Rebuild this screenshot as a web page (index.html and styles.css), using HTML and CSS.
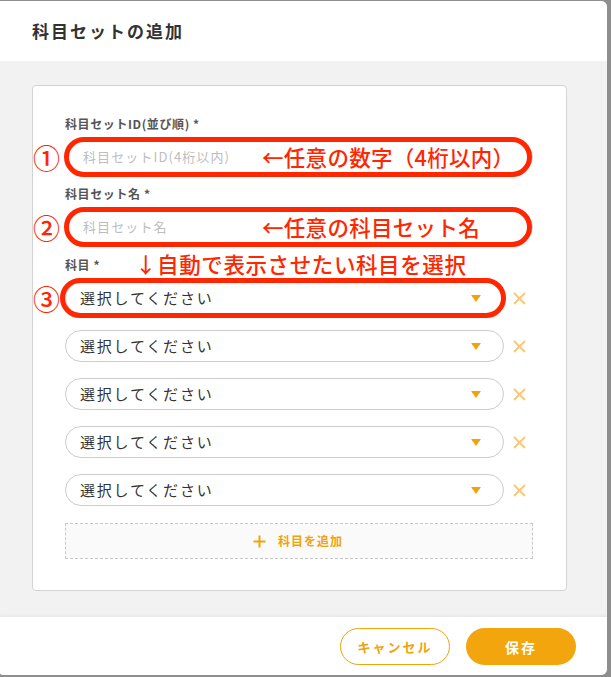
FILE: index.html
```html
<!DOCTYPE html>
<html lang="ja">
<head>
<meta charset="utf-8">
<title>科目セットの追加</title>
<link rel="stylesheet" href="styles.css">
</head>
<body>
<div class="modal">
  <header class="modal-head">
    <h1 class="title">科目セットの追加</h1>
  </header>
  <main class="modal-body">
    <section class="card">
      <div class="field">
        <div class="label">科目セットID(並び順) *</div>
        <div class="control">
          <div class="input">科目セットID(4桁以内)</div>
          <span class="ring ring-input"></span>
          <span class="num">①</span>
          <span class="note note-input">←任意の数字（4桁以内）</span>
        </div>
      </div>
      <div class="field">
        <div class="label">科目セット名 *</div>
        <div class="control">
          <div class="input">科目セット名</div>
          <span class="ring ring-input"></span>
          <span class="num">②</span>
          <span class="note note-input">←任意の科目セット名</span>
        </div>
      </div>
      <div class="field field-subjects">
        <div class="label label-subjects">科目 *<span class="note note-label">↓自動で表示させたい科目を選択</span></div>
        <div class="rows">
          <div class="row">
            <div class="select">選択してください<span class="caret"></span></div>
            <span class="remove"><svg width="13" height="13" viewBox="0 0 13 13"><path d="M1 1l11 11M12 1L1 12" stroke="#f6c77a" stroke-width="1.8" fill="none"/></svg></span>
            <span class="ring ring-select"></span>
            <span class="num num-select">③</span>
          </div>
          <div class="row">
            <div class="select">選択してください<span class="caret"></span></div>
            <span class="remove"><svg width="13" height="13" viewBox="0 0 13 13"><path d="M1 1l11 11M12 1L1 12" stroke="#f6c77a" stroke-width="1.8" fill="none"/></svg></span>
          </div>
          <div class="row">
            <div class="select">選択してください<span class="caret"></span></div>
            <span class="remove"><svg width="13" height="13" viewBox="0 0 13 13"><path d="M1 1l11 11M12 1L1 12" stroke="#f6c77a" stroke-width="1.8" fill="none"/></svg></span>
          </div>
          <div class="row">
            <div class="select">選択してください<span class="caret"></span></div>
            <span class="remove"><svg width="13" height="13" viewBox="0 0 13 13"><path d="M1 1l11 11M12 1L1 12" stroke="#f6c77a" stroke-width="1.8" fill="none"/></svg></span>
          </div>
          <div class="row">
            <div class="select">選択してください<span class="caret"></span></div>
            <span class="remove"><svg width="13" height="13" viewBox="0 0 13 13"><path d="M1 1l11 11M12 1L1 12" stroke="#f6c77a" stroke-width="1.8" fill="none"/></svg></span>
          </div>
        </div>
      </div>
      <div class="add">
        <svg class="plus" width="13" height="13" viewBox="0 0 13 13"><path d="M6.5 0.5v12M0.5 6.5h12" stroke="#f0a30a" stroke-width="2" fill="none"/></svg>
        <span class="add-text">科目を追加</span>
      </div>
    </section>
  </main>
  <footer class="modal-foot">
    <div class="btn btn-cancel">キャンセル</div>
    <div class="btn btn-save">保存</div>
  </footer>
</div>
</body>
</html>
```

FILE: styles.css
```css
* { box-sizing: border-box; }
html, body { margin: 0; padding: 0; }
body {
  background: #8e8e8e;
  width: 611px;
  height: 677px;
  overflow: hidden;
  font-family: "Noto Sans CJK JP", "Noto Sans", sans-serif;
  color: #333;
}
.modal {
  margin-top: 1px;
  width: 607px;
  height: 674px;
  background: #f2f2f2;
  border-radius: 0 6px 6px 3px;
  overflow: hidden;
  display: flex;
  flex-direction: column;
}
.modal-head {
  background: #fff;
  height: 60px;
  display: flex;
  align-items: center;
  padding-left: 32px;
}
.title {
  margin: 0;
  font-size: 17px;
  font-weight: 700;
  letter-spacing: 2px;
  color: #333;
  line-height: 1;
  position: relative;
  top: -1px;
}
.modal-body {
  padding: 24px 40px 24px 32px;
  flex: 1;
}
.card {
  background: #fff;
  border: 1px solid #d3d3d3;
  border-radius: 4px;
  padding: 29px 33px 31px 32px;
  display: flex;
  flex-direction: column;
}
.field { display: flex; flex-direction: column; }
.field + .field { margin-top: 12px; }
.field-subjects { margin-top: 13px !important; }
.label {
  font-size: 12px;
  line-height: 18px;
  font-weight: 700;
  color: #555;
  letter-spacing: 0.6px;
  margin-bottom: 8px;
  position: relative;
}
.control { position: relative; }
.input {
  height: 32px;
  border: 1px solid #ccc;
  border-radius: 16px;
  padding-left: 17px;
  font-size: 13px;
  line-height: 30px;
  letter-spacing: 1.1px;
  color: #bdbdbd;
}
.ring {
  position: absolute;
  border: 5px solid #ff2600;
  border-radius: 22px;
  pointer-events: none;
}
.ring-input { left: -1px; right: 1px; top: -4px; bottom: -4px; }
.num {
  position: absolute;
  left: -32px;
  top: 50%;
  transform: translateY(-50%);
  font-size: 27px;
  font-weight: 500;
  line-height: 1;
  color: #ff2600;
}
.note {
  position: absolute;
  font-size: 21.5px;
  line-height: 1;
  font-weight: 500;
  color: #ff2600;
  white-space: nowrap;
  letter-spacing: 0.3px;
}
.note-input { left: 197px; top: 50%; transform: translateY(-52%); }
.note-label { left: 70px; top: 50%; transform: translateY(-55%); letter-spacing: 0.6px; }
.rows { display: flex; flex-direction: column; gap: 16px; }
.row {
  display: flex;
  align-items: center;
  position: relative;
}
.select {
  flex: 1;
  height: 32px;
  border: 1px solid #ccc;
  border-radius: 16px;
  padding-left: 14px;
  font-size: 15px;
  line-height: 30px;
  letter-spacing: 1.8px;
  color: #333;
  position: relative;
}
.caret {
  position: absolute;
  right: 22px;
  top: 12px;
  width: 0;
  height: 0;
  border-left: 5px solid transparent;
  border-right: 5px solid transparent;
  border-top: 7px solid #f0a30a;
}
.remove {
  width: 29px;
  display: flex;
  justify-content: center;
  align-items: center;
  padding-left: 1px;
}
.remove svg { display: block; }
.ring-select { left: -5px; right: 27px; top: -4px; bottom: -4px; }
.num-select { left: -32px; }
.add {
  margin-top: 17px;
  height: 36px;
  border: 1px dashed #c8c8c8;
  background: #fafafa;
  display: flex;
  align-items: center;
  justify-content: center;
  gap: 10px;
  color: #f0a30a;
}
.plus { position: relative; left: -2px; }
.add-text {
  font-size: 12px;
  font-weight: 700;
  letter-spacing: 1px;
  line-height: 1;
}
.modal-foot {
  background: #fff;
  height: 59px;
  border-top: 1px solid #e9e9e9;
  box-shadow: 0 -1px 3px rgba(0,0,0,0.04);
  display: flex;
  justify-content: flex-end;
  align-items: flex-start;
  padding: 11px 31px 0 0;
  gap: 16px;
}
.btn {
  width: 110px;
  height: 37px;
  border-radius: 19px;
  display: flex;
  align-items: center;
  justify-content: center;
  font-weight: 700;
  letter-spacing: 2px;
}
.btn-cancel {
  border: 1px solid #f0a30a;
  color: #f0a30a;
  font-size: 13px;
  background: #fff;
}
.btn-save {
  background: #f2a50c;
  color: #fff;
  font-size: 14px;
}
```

---------------

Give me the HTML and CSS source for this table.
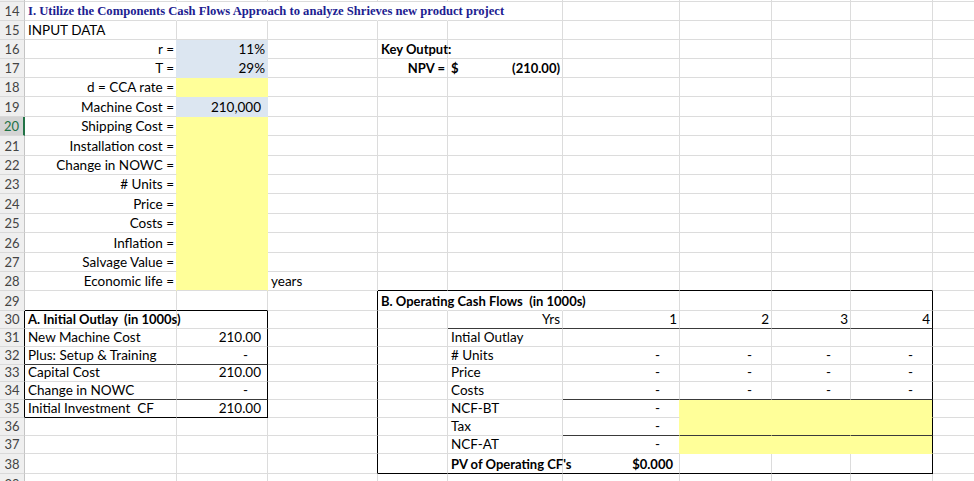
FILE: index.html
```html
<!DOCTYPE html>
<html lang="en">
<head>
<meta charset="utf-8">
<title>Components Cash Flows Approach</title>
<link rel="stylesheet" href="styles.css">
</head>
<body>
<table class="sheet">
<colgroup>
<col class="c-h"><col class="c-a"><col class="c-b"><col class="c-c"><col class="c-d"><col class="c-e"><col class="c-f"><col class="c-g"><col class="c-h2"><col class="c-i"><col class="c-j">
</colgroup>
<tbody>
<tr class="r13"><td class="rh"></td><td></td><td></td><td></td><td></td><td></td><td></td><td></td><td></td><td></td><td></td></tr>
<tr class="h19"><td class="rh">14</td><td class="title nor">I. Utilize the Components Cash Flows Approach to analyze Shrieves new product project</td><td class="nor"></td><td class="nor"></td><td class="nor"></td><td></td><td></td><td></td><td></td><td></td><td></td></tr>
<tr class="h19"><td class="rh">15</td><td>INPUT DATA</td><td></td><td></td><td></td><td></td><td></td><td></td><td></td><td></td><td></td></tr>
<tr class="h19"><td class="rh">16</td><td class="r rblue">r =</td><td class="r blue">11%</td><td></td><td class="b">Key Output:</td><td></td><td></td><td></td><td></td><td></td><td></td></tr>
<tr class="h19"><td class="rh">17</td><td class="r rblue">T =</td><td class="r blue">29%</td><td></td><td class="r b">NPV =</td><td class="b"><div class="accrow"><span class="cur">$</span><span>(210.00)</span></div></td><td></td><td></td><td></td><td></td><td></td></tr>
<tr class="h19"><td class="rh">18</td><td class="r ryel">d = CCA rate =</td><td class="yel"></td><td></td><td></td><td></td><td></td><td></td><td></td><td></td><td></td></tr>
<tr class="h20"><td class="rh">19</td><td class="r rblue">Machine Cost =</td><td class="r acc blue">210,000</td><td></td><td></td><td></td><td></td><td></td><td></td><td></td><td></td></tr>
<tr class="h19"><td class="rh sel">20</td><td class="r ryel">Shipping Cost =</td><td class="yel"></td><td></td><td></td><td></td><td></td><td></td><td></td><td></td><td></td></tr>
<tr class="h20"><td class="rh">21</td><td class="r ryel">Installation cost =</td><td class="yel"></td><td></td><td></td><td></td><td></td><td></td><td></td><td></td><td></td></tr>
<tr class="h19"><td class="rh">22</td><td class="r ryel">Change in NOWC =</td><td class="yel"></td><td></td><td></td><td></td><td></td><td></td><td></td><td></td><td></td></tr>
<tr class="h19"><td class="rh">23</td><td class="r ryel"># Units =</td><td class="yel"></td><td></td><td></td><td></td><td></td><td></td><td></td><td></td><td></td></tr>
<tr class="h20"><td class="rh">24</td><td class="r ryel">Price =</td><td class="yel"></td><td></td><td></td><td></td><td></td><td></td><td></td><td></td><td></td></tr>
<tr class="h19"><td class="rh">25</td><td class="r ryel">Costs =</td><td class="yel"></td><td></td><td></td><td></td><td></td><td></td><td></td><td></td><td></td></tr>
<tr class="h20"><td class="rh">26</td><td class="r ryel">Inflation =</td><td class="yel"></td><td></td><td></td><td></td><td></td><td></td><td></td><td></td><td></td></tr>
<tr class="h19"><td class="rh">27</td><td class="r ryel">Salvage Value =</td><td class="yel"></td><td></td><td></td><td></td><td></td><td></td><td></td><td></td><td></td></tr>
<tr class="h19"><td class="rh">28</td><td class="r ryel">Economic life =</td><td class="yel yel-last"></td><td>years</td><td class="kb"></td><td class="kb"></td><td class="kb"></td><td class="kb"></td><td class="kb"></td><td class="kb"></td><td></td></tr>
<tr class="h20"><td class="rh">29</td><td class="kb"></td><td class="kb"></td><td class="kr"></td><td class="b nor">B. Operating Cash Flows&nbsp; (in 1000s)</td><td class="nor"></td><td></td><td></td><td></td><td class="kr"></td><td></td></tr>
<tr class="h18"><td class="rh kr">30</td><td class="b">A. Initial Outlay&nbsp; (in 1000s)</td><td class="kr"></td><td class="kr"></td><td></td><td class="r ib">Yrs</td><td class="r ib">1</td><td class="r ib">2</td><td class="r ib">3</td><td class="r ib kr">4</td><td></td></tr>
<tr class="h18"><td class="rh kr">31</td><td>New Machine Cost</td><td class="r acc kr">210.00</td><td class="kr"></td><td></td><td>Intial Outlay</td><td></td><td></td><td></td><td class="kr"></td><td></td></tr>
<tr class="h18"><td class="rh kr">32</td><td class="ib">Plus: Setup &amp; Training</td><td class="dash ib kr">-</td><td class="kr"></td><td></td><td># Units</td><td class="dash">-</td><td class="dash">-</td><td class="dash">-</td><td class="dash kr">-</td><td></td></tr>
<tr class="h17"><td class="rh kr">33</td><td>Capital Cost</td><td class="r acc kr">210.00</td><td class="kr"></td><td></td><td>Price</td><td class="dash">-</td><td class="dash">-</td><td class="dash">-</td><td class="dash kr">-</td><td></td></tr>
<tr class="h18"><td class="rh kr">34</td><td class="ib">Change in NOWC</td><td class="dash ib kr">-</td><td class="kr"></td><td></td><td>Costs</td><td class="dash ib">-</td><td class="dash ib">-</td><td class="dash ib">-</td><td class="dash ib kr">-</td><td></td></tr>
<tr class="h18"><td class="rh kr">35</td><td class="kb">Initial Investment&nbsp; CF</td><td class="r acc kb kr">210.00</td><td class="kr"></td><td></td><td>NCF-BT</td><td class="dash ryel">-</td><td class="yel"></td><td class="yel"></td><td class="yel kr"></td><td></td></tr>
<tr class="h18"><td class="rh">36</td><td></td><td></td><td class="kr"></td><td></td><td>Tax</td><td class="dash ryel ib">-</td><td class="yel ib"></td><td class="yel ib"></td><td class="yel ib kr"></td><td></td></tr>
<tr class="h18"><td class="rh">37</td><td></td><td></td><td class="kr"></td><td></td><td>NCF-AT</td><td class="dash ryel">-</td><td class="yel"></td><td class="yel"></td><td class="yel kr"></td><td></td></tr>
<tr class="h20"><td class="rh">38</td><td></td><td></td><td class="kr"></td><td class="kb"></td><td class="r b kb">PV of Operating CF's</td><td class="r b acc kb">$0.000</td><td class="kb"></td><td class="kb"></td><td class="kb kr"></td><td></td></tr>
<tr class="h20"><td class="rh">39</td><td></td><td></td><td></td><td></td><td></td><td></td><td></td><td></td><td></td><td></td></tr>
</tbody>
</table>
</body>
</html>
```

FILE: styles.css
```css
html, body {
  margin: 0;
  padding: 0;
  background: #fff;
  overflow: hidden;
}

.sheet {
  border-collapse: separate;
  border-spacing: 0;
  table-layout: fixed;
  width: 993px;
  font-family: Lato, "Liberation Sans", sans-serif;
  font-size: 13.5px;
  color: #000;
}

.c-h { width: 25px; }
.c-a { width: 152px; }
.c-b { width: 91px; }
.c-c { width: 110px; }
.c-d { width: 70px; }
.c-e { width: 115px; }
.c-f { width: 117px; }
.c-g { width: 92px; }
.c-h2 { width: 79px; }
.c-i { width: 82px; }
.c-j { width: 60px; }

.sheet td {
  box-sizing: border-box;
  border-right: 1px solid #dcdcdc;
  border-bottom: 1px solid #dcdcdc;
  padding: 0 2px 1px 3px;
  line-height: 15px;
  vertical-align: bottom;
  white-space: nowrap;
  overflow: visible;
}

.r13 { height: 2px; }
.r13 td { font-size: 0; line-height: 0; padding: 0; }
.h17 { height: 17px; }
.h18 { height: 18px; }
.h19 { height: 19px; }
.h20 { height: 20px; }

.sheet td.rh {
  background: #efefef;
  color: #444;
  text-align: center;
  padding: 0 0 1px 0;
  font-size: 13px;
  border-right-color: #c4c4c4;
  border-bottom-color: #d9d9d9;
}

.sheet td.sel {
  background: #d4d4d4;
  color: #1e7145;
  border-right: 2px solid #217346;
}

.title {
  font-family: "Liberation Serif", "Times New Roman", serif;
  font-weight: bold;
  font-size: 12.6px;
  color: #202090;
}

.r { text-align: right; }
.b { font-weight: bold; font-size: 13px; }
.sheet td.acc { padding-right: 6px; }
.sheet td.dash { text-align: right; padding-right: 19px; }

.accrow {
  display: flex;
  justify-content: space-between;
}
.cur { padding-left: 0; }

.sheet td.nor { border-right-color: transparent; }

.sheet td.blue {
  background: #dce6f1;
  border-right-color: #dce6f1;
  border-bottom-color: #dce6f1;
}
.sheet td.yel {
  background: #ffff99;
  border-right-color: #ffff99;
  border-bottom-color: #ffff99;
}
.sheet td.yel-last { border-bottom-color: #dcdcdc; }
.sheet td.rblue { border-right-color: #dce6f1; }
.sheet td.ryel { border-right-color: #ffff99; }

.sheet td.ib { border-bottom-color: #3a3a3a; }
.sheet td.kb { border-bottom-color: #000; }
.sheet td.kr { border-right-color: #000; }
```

---------------

From the listing above, copy every line that includes the word "this".

Rebuild this screenshot as a web page (index.html and styles.css), using HTML and CSS.
Give me the HTML and CSS source for this table.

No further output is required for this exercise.